Landscape cell data so the quest knows which experiments are already in the literature.
Cost model: token budget + (optional) externalized cost estimate for in-vitro work.
The prior probability of each hypothesis the experiment would test (from Atlas).

Outputs

Experiment artifacts with artifact_class = "experiment", carrying:

- protocol (structured — method, sample size, controls, endpoints, duration, cost estimate)
- predicted_outcome (probabilistic — P(confirm), P(falsify), P(inconclusive))
- information_gain_bits (expected reduction in hypothesis uncertainty per the prior + predicted outcome)
- cost_estimate_usd
- iig_per_dollar = information_gain_bits / cost_estimate_usd
- target_invention_id / target_hypothesis_id it's designed to probe
- feasibility_score (0-1) from the Senate adversarial pre-check

When the experiment executes (externally or in-silico) and results come back, 5f27f904_d33_experiment_results_spec.md closes the loop — comparing predicted to actual, updating Bayesian scores on the target invention/hypothesis.

---

Task shape

task_type = multi_iter, same framework as quest_inventions, but with:

artifact_class = "experiment"
required_roles = ["proposer", "methodologist", "statistician", "critic"]
max_iterations = 3
debate_rounds = 3 (one less than inventions — experiment protocols are more constrained so converge faster)
target_cell = (invention_id OR hypothesis_id) — not a gap cell; experiments are scoped to what they probe
acceptance_criteria:

- iig_per_dollar ≥ class_floor
- feasibility_score ≥ 0.5
- market_bid ≥ median_for_class
- no_redundant_prior_art (not already covered by a paper the landscape analysis flagged)

1. Seeding

Priority formula:

P(experiment_slot) = hypothesis_prior_variance(h) × invention_value(i) × landscape_novelty(cell)
                   × 1/(existing_experiments_for_target + 1)

The hypothesis_prior_variance term is key — experiments on hypotheses where the field is evenly split (variance near 0.5²) are maximally informative. Hypotheses where Atlas already has strong consensus (variance low) produce low-information experiments and should be de-prioritized.

2. Generation — three-round debate

Round 1 — Proposal. Proposer agents each draft a protocol. They must populate: method, sample size (with power calc reasoning), control arms, primary endpoint, secondary endpoints, expected duration, rough cost.
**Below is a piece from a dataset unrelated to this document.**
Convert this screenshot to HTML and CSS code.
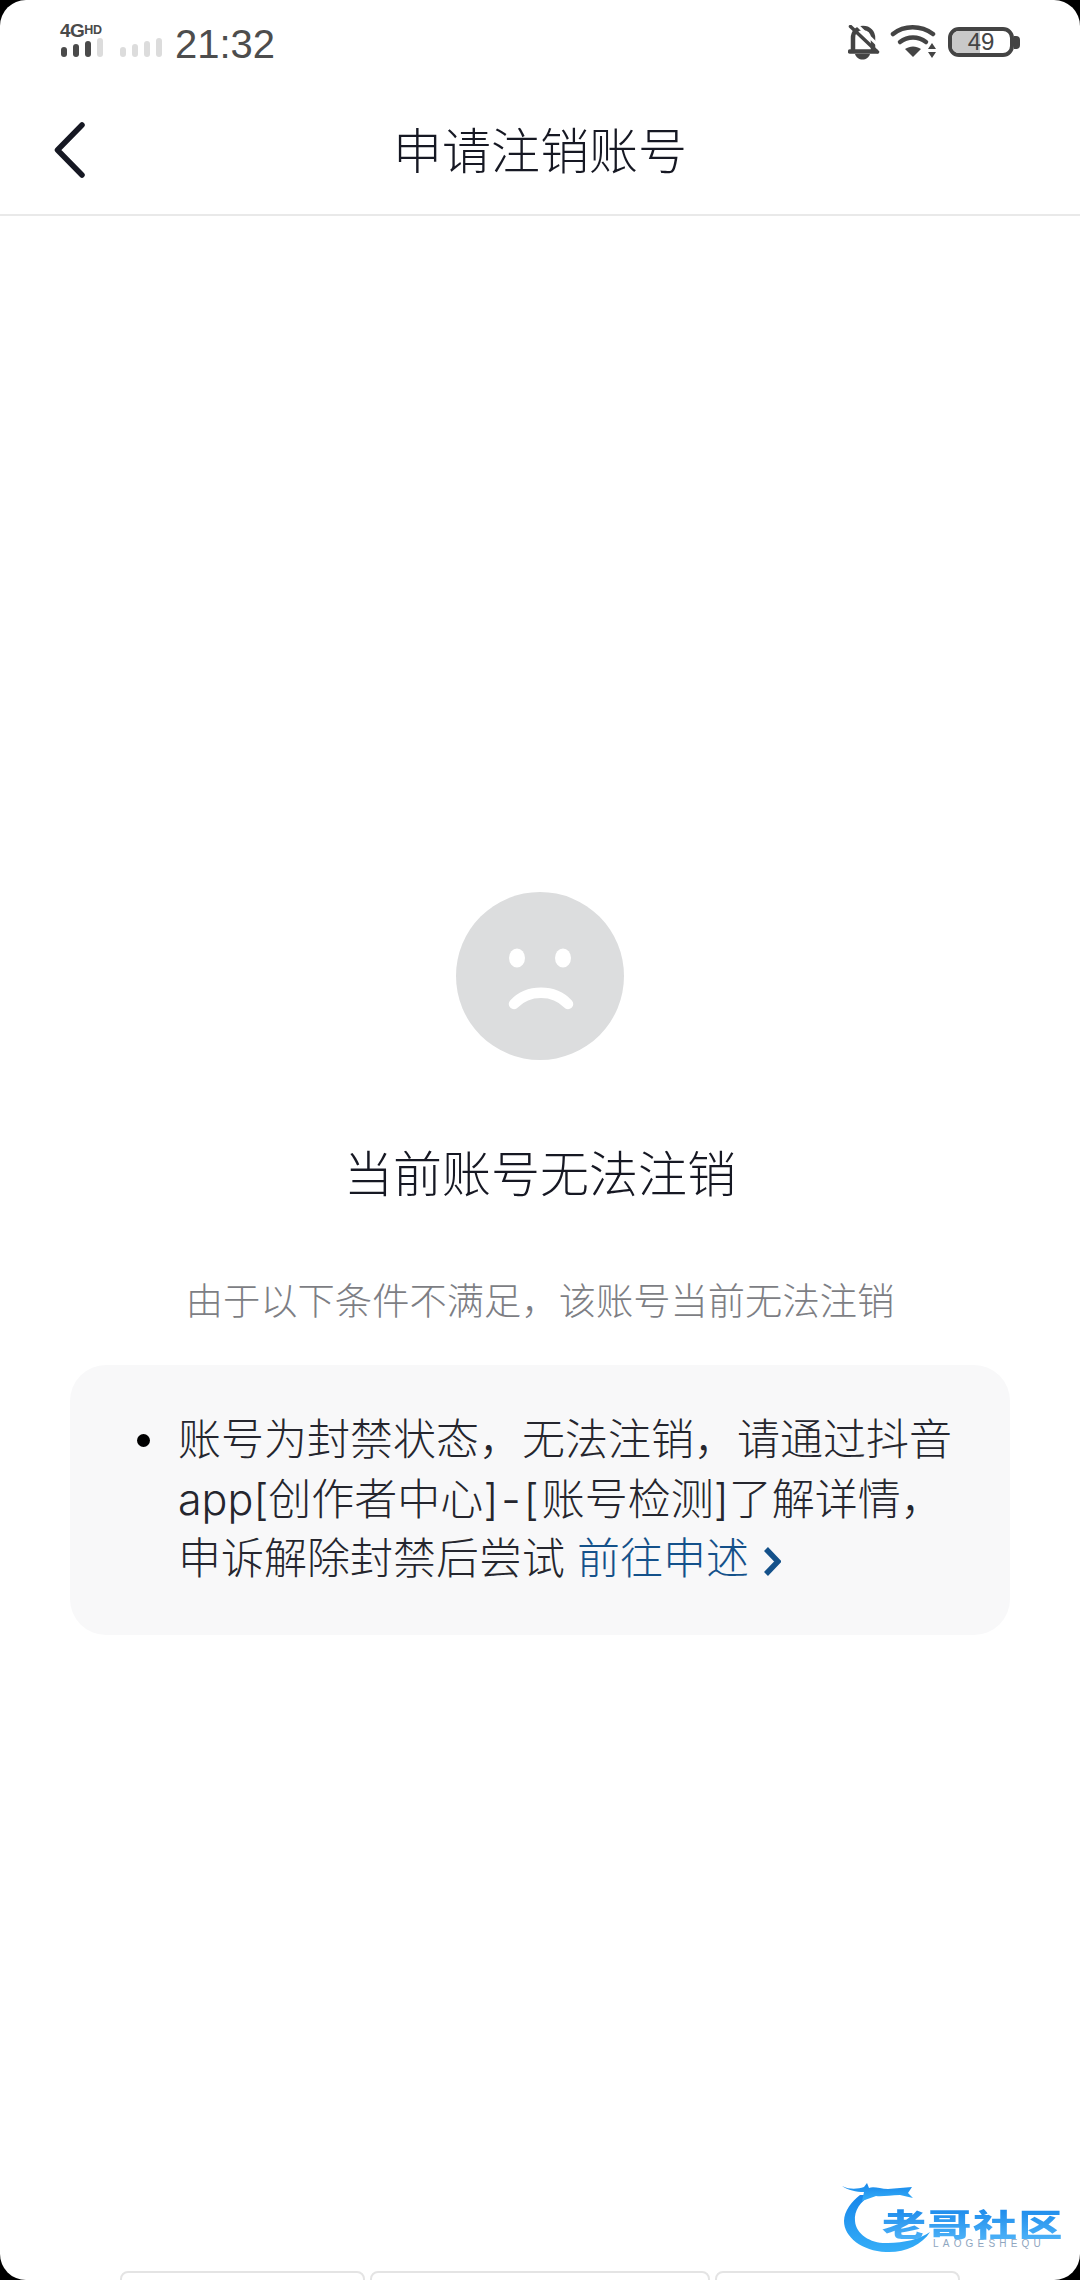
FILE: index.html
```html
<!DOCTYPE html>
<html lang="zh-CN">
<head>
    <meta charset="UTF-8">
    <title>申请注销账号</title>
    <link rel="stylesheet" href="styles.css">
</head>
<body>
    <div class="screen">
        <!-- Status bar -->
        <div class="status-bar">
            <div class="status-left">
                <div class="net">
                    <div class="net-label">4G<span class="net-hd">HD</span></div>
                    <div class="bars">
                        <i class="bar b1"></i><i class="bar b2"></i><i class="bar b3"></i><i class="bar b4 off"></i>
                    </div>
                </div>
                <div class="bars bars-second">
                    <i class="bar b1 off"></i><i class="bar b2 off"></i><i class="bar b3 off"></i><i class="bar b4 off"></i>
                </div>
                <span class="time">21:32</span>
            </div>
            <div class="status-right">
                <svg class="icon-bell" width="32" height="35" viewBox="0 0 32 35">
                    <path d="M5 25V13C5 7 9 3 15 3s10 4 10 10v12" fill="none" stroke="#444" stroke-width="4.5"/>
                    <path d="M2 26.5h26" stroke="#444" stroke-width="4.5" stroke-linecap="round"/>
                    <path d="M7 29h15c-1 3.5-4 5.5-7.5 5.5S8 32.5 7 29z" fill="#444"/>
                    <path d="M8 -1l26 25" stroke="#fff" stroke-width="3"/>
                    <path d="M2.5 1.5L29.5 27" stroke="#444" stroke-width="3.5" stroke-linecap="round"/>
                </svg>
                <svg class="icon-wifi" width="47" height="36" viewBox="0 0 47 36">
                    <path d="M3 10C14 1 31 1 43 10" fill="none" stroke="#444" stroke-width="4.5" stroke-linecap="round"/>
                    <path d="M10 18c8-6 18-6 26 0" fill="none" stroke="#444" stroke-width="4.5" stroke-linecap="round"/>
                    <path d="M15 25c5-3.5 11-3.5 16 0l-8 8z" fill="#444"/>
                    <path d="M42 19l4 6h-8zM42 34l-4-6h8z" fill="#444"/>
                </svg>
                <div class="battery">
                    <div class="battery-body">
                        <div class="battery-level"></div>
                        <span class="battery-num">49</span>
                    </div>
                    <div class="battery-cap"></div>
                </div>
            </div>
        </div>

        <!-- Title bar -->
        <div class="nav-bar">
            <svg class="back" width="36" height="60" viewBox="0 0 36 60">
                <path d="M30 5L5.5 30 30 55" fill="none" stroke="#161823" stroke-width="5.5" stroke-linecap="round" stroke-linejoin="round"/>
            </svg>
            <h1 class="nav-title">申请注销账号</h1>
        </div>

        <div class="content">
            <svg class="face" width="168" height="168" viewBox="0 0 168 168">
                <circle cx="84" cy="84" r="84" fill="#dcddde"/>
                <ellipse cx="61" cy="66" rx="8" ry="9.5" fill="#fff"/>
                <ellipse cx="107" cy="66" rx="8" ry="9.5" fill="#fff"/>
                <path d="M58 112C72 97 98 97 112 112" fill="none" stroke="#fff" stroke-width="10.5" stroke-linecap="round"/>
            </svg>
            <h2 class="result-title">当前账号无法注销</h2>
            <p class="result-desc">由于以下条件不满足，该账号当前无法注销</p>
            <div class="reason-card">
                <ul class="reason-list">
                    <li><div>账号为封禁状态，无法注销，请通过抖音<br>app[创作者中心<span class="sep">]-[</span>账号检测]了解详情，<br>申诉解除封禁后尝试 <a class="appeal-link">前往申述<svg class="chevron" width="18" height="31" viewBox="0 0 18 31"><path d="M3 3l12 12.5L3 28" fill="none" stroke="#14518a" stroke-width="5.5"/></svg></a></div></li>
                </ul>
            </div>
        </div>

        <!-- Cut off by the bottom edge of the screen -->
        <div class="bottom-tabs">
            <div class="tab tab-a"></div>
            <div class="tab tab-b"></div>
            <div class="tab tab-c"></div>
        </div>

        <div class="watermark">
            <svg class="dragon" width="90" height="72" viewBox="0 0 90 72">
                <defs>
                    <linearGradient id="dragonBlue" x1="0" y1="0" x2="0" y2="1">
                        <stop offset="0" stop-color="#1786ea"/>
                        <stop offset="1" stop-color="#35aef8"/>
                    </linearGradient>
                </defs>
                <path d="M30 12C18 18 12 28 13 38c1 14 17 23 33 22 16 0 32-4 42-11-8 13-26 21-44 20C20 68 2 54 2 38c0-10 8-20 16-26z" fill="url(#dragonBlue)"/>
                <path d="M0 3c8 4 16 3 22 1l3-4 2 5c5-2 11 1 19 1l24-2-4 6 5 5-13-3c-10 0-18 2-24 1l-14 5 2-9C14 9 6 7 0 3z" fill="url(#dragonBlue)"/>
            </svg>
            <div class="wm-text">
                <div class="wm-name">老哥社区</div>
                <div class="wm-sub">LAOGESHEQU</div>
            </div>
        </div>
    </div>
</body>
</html>
```

FILE: styles.css
```css
* {
    box-sizing: border-box;
    margin: 0;
    padding: 0;
}

body {
    width: 1080px;
    height: 2280px;
    background-color: #000;
    overflow: hidden;
    font-family: Inter, "Noto Sans CJK SC", sans-serif;
}

.screen {
    position: relative;
    width: 1080px;
    height: 2280px;
    background-color: #fff;
    border-radius: 26px;
    overflow: hidden;
    display: flex;
    flex-direction: column;
}

/* Status bar */
.status-bar {
    height: 85px;
    padding: 23px 60px 0 60px;
    display: flex;
    justify-content: space-between;
    align-items: flex-start;
    color: #4a4a4a;
}

.status-left {
    display: flex;
    align-items: flex-start;
}

.net {
    width: 59px;
}

.net-label {
    font-family: "Liberation Sans", sans-serif;
    font-weight: 700;
    font-size: 19px;
    line-height: 15px;
    letter-spacing: -0.5px;
    white-space: nowrap;
    color: #4a4a4a;
}

.net-hd {
    font-size: 12.5px;
    vertical-align: 3px;
}

.bars {
    display: flex;
    align-items: flex-end;
    gap: 6px;
    height: 19px;
    padding-left: 1px;
}

.bars-second {
    width: 56px;
    margin-top: 15px;
}

.bar {
    display: block;
    width: 6px;
    border-radius: 3px;
    background-color: #4a4a4a;
}

.bar.off {
    background-color: #dcdcdc;
}

.b1 { height: 10px; }
.b2 { height: 13px; }
.b3 { height: 16px; }
.b4 { height: 19px; }

.time {
    font-family: "Liberation Sans", sans-serif;
    font-size: 40px;
    line-height: 40px;
    color: #4d4d4d;
    margin-top: 1px;
}

.status-right {
    display: flex;
    align-items: center;
    height: 36px;
    margin-top: 1px;
}

.icon-bell {
    margin-right: 10px;
}

.icon-wifi {
    margin-right: 11px;
}

.battery {
    display: flex;
    align-items: center;
}

.battery-body {
    position: relative;
    width: 66px;
    height: 30px;
    border: 4px solid #444;
    border-radius: 11px;
    overflow: hidden;
}

.battery-level {
    width: 49%;
    height: 100%;
    background-color: #c9c9c9;
}

.battery-num {
    position: absolute;
    top: 0;
    left: 0;
    width: 100%;
    text-align: center;
    font-family: "Liberation Sans", sans-serif;
    font-size: 24px;
    line-height: 22px;
    color: #444;
}

.battery-cap {
    width: 6px;
    height: 13px;
    background-color: #444;
    border-radius: 0 4px 4px 0;
}

/* Title bar */
.nav-bar {
    position: relative;
    height: 131px;
    border-bottom: 2px solid #e9e9e9;
    display: flex;
    align-items: center;
    justify-content: center;
}

.back {
    position: absolute;
    left: 52px;
    top: 35px;
}

.nav-title {
    margin-top: 5px;
    font-size: 49px;
    font-weight: 300;
    color: #161823;
    line-height: 60px;
}

/* Result */
.content {
    flex: 1;
    padding-top: 676px;
    display: flex;
    flex-direction: column;
    align-items: center;
}

.result-title {
    margin-top: 83px;
    font-size: 49px;
    font-weight: 300;
    line-height: 64px;
    color: #161823;
}

.result-desc {
    margin-top: 70px;
    font-size: 37.3px;
    font-weight: 300;
    line-height: 50px;
    color: #7d7e84;
}

.reason-card {
    margin-top: 38px;
    width: 940px;
    height: 270px;
    padding: 45px 40px 0 67px;
    background-color: #f8f8f9;
    border-radius: 36px;
}

.reason-list {
    list-style: none;
    font-size: 43px;
    font-weight: 300;
    line-height: 59.5px;
    color: #25262e;
}

.reason-list li {
    display: flex;
    gap: 28px;
}

.reason-list li::before {
    content: "";
    flex: none;
    width: 13px;
    height: 13px;
    margin-top: 24px;
    border-radius: 50%;
    background-color: #000;
}

.sep {
    letter-spacing: 3px;
}

.appeal-link {
    color: #14518a;
}

.chevron {
    margin-left: 14px;
    vertical-align: -3px;
}

/* Row of buttons at the bottom edge */
.bottom-tabs {
    height: 9px;
    display: flex;
    padding-left: 120px;
    gap: 5px;
}

.tab {
    height: 30px;
    background-color: #fff;
    border: 2px solid #e4e4e4;
    border-radius: 8px;
}

.tab-a { width: 245px; }
.tab-b { width: 340px; }
.tab-c { width: 245px; }

/* Watermark */
.watermark {
    position: absolute;
    left: 842px;
    top: 2183px;
    width: 222px;
    height: 72px;
}

.dragon {
    display: block;
}

.wm-text {
    position: absolute;
    left: 40px;
    top: 25px;
}

.wm-name {
    font-family: "Noto Sans CJK SC", sans-serif;
    font-weight: 900;
    font-size: 44px;
    line-height: 30px;
    letter-spacing: 1.5px;
    white-space: nowrap;
    padding: 12px 0;
    margin: -12px 0;
    background: linear-gradient(#1786ea, #4fb4f8);
    -webkit-background-clip: text;
    background-clip: text;
    color: transparent;
    transform: scaleY(0.7);
}

.wm-sub {
    font-family: "Liberation Sans", sans-serif;
    font-size: 10px;
    line-height: 10px;
    letter-spacing: 4.2px;
    color: #8fa6c0;
    padding-left: 51px;
    margin-top: 1px;
}
```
Multiple proposals per agent encouraged.

Round 2 — Methodology + statistics review. Methodologist and Statistician agents review every proposal. Methodologist flags confounders, missing controls, wrong model systems. Statistician flags underpowered designs, wrong tests, multiple-comparison issues. Each protocol gets a methodology_score and statistics_score (both 0-1). Protocols below 0.5 on either are eliminated.

Round 3 — Critique + synthesis. Critic agent takes surviving protocols and synthesizes one final protocol that incorporates the best elements and addresses all methodology/stats flags. The Critic also produces the predicted_outcome distribution (explicitly, as probabilities summing to 1 over {confirm, falsify, inconclusive}).

The Senate adversarial quest then runs a standardized "would this experiment actually answer the question?" challenge; the outcome is the feasibility_score.

3. Admission criteria

ALL of:

iig_per_dollar ≥ class_floor (the quest maintains a rolling floor across admitted experiments)
feasibility_score ≥ 0.5
market_bid ≥ median — market participants specifically score the predicted_outcome calibration (a key reason to bid against an experiment is that you think the prediction is mis-calibrated)
no_redundant_prior_art — checked against the landscape cell's paper index

Below-floor experiments are NOT retried directly; their critique is fed to the target invention/hypothesis as a signal that the target might need refinement before it's worth experimenting on.

4. Results loop

When the experiment runs (externally or in-silico), results arrive via the experiment_results path in 5f27f904_d33_experiment_results_spec.md. This quest:

Reads the actual outcome.

Compares to predicted_outcome — records calibration (was P(confirm) well-calibrated?).

Updates target_invention_id / target_hypothesis_id Bayesian scores.

Emits an experiment_completed event that the market participants read to settle their bids.

If the calibration was bad, the experiment's Critic agent gets a negative reputation signal — this is how we tune experiment-design quality over time.

5. Relationship to invention utility demos

Every admitted invention from quest_inventions carries a utility_plan — a pointer to a proposed experiment. That pointer becomes a task in this quest. Invention → experiment proposal → experiment admission → execution → results → invention composite-value update with real utility data.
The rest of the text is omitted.